Membicarakan soal dugderan tak bisa lepas
dari bulan puasa, perayaan penyambutan bulan puasa, dan warak ngendhog. Kenapa saya
bilang tidak bisa lepas? Karena kenyataannya, setiap kali bulan puasa datang maka
dugderan dimulai, dan warak ngendhog pun akan ikut tampil dalam acara ini.
Dugderan yang berasal dari kata ‘dug’
yaitu bedug dan ‘der’ yang bermakna pada suara letusan meriam. Sejarah dugderan
berasal dari masa kepemimpinan Bupati
Demak, Aryo Purbaningrat. Ketika itu, sang
Bupati bermusyawarah dengan sekelompok ulama untuk mengadakan penentuan awal Ramadhan di Masjid Kauman, Semarang.

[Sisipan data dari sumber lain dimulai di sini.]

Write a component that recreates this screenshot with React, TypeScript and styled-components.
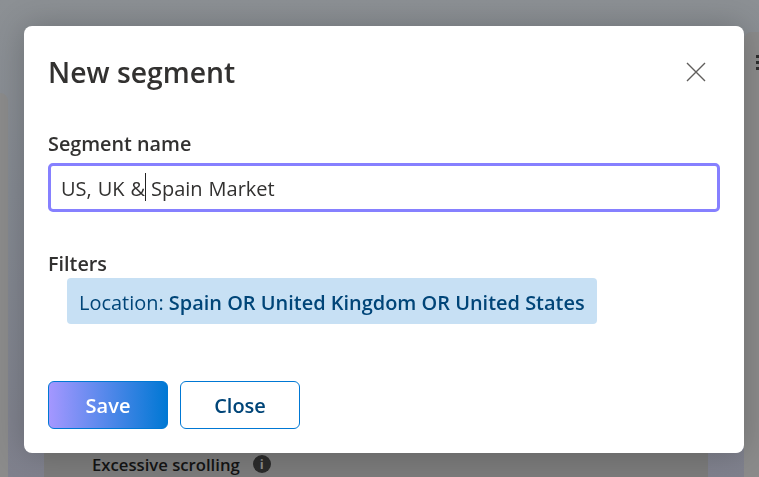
import React from 'react';
import styled, { createGlobalStyle } from 'styled-components';

const GlobalStyle = createGlobalStyle`
	html, body {
		margin: 0;
		height: 100%;
		overflow: hidden;
		background: #8a8e92;
		font-family: 'Open Sans', 'Noto Sans', 'Liberation Sans', sans-serif;
	}
`;

const Backdrop = styled.div`
	width: 759px;
	height: 477px;
	display: grid;
	grid-template-columns: 8px 664px 15px;
	column-gap: 36px;
	background: linear-gradient(180deg, #8c9094 0%, #858a92 40%, #7f818d 100%);
	overflow: hidden;
`;

const SideCard = styled.div<{ $top: number; $side: 'left' | 'right' }>`
	margin-top: ${(props) => props.$top}px;
	background: #8b8b8b;
	border-top-${(props) => (props.$side === 'left' ? 'right' : 'left')}-radius: 8px;
	position: relative;
`;

const MainCard = styled.div`
	margin-top: 300px;
	background: #7b7b7b;
	display: flex;
	flex-direction: column;
	justify-content: flex-end;
	padding: 0 0 1px 48px;
`;

const MetricRow = styled.div`
	display: flex;
	align-items: center;
	gap: 13px;
	height: 24px;
	color: #141414;
	font-size: 16.7px;
	font-weight: 600;
`;

const InfoDot = styled.span`
	width: 18px;
	height: 18px;
	border-radius: 50%;
	background: #2b2b2b;
	color: #8a8a8a;
	font-size: 13px;
	font-weight: 700;
	line-height: 18px;
	text-align: center;
`;

const MoreDots = styled.div`
	position: absolute;
	left: 12px;
	top: 23px;
	display: grid;
	row-gap: 3px;

	i {
		display: block;
		width: 4px;
		height: 3px;
		background: #2e2e2e;
	}
`;

const Modal = styled.div`
	position: fixed;
	left: 24px;
	top: 26px;
	width: 720px;
	height: 427px;
	box-sizing: border-box;
	padding: 24px;
	display: flex;
	flex-direction: column;
	background: #fff;
	border-radius: 8px;
	box-shadow: 0 0 32px rgba(0, 0, 0, 0.22);
	color: #323130;
`;

const ModalHeader = styled.div`
	display: flex;
	justify-content: space-between;
	align-items: center;
	height: 44px;
`;

const Title = styled.h2`
	margin: 0;
	font-size: 28.3px;
	font-weight: 600;
	line-height: 44px;
`;

const CloseIcon = styled.button`
	width: 20px;
	height: 20px;
	margin-right: 14px;
	padding: 0;
	border: 0;
	background: none;
	display: flex;

	svg {
		width: 20px;
		height: 20px;
	}
`;

const Label = styled.label`
	display: block;
	font-size: 19.8px;
	font-weight: 600;
	line-height: 26px;
`;

const NameField = styled.div`
	margin-top: 37px;
`;

const InputWrap = styled.div`
	position: relative;
	margin-top: 6px;
`;

const NameInput = styled.input`
	width: 100%;
	height: 49px;
	box-sizing: border-box;
	padding: 2px 10px 0;
	border: 3px solid #8680ff;
	border-radius: 5px;
	outline: none;
	font-family: inherit;
	font-size: 20px;
	word-spacing: 0.75px;
	color: #323130;
`;

const Caret = styled.span`
	position: absolute;
	left: 97px;
	top: 10px;
	width: 1px;
	height: 28px;
	background: #222;
`;

const Filters = styled.div`
	margin-top: 39px;
`;

const Chip = styled.div`
	width: fit-content;
	margin: 1px 0 0 19px;
	padding: 2px 12px 0;
	height: 44px;
	line-height: 46px;
	background: #c7e0f4;
	border-radius: 4px;
	color: #004578;
	font-size: 19.95px;

	b {
		font-weight: 600;
	}
`;

const Actions = styled.div`
	display: flex;
	gap: 12px;
	margin-top: auto;
`;

const Button = styled.button<{ $primary?: boolean }>`
	width: 120px;
	height: 48px;
	padding: 0;
	border: 1px solid #0078d4;
	border-radius: 6px;
	background: ${(props) => (props.$primary ? 'linear-gradient(90deg, #a497ff 0%, #0078d4 100%)' : '#fff')};
	color: ${(props) => (props.$primary ? '#fff' : '#004578')};
	font-family: inherit;
	font-size: 20px;
	font-weight: 600;
`;

const App: React.FC = () => {
	return (
		<>
			<GlobalStyle />
			<Backdrop>
				<SideCard $top={93} $side="left" />
				<MainCard>
					<MetricRow>
						Excessive scrolling
						<InfoDot>i</InfoDot>
					</MetricRow>
				</MainCard>
				<SideCard $top={32} $side="right">
					<MoreDots>
						<i />
						<i />
						<i />
					</MoreDots>
				</SideCard>
			</Backdrop>
			<Modal>
				<ModalHeader>
					<Title>New segment</Title>
					<CloseIcon aria-label="Close">
						<svg viewBox="0 0 20 20" fill="none" stroke="#605e5c" strokeWidth="1.4">
							<path d="M1 1l18 18M19 1L1 19" />
						</svg>
					</CloseIcon>
				</ModalHeader>
				<NameField>
					<Label>Segment name</Label>
					<InputWrap>
						<NameInput readOnly value="US, UK & Spain Market" />
						<Caret />
					</InputWrap>
				</NameField>
				<Filters>
					<Label>Filters</Label>
					<Chip>
						Location: <b>Spain OR United Kingdom OR United States</b>
					</Chip>
				</Filters>
				<Actions>
					<Button $primary>Save</Button>
					<Button>Close</Button>
				</Actions>
			</Modal>
		</>
	);
};

export default App;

Dalam penentuan awal Ramadhan ini, para ulama menghasilkan ketetapan resmi
kapan dimulainya awal Ramadhan. Sembari menunggu hasil musyawarah hasil keputusan
penetapan Ramadhan, Bupati Aryo Purbaningrat mengadakan pasar malam untuk rakyat
semarang di sekitar masjid Semarang. Setelah pembacaan awal bulan ramadhan, dilakukan
penabuhan beduk disertai bunyi-bunyian meriam dan mercon yang berulang-ulang. Itulah
awal sejarah terjadinya dugderan. Dari tahun ke tahun, tradisi dugderan ini terus
berlanjut, bahkan dikemas supaya menjadi lebih menarik.
Pasar malam tetap ada di kawasan pasar Johar. Karnaval menyambut datangnya
awal bulan puasa dilakukan dan disinilah wark ngendhog, sebagai ikon kota Semarang,
banyak terlihat. Warak ngendhog memiliki bentuk fisik unik, yang mencerminkan 3
suku yang tinggal di Semarang. Kepalanya
menyerupai kepala naga (Cina), tubuhnya layaknya buraq (Arab), dan empat
kakinya menyerupai kaki kambing (Jawa).
Tidak jelas asal-usul Warak Ngendog. Binatang
rekaan ini hanyalah mainan dalam bentuk patung atau boneka celengan yang
terbuat dari gerabah. Siapa yang menginspirasi pembuatannya pun tak ada yang
tahu. Yang pasti sejak dugderan digelar, sejumlah pedagang menggelar mainan
ini. Dalam setiap penjualan, penjual menaruh telur ayam matang di
bawahnya. Telur itu turut serta dijual bersama waraknya.